Would the United States risk an attack with atomic bombs in the face of such defenses? It's an interesting question.
The Air war would take a lot longer. There would be buildup in North Africa and Malta.

Germany would be forced to defend all axises of attack. We would see airbase in Crewe as well.

Attackers can choose their target but the defenders will have to defend everywhere. It would probably take til 46 or 47 for Britain/USA to have the air defenses that they had OTL on dday.

Nukes in the West would have to wait until air superiority if not air supremacy is won.

I imagine this would lead to a Japan first startegy using the nuke and assuming the bomb knocked Japan out of the war the redeployment of forces from the far east would have been crucial in securing air superiority and air supremacy.
 
Do the WAllies still get the a-bomb?

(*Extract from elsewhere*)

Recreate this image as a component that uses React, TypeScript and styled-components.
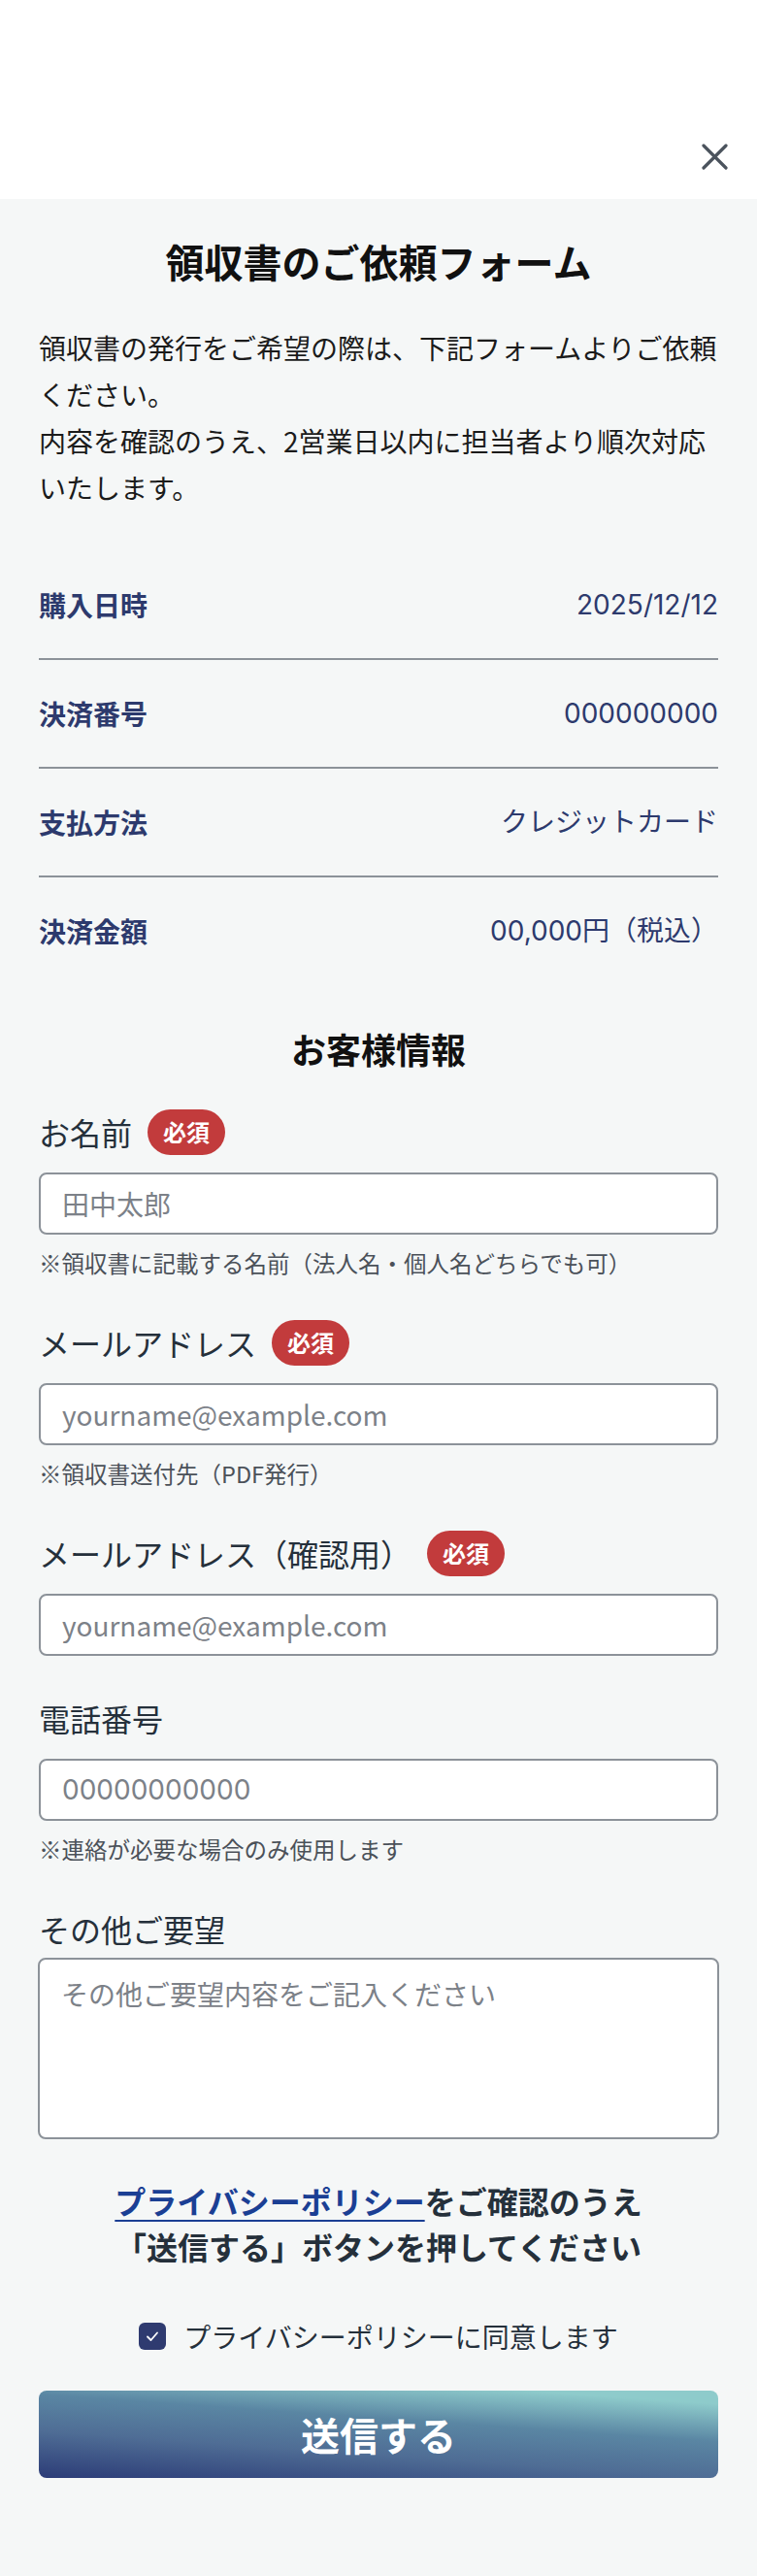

Berlin and other cities would be reduced to ashes and the Nazi hold on occupied lands, possibly even on Germany itself, would be tenous.
 
I put 3x. It wouldn't be like World War I because of the Allies' advantages in industry and mechanization, so the Germans would have to resort to using natural barriers like the Rhine and/or developed defensive belts such as the Westwall to force positional warfare. Overlord may or may not be out of the question and the US would focus on getting something closer to the 200 division land army they originally anticipated.

The southern route is probably more heavily emphasized in this timeline, with the main blow perhaps falling from Southern France (site of the historical Operation Dragoon) for its favorable terrain.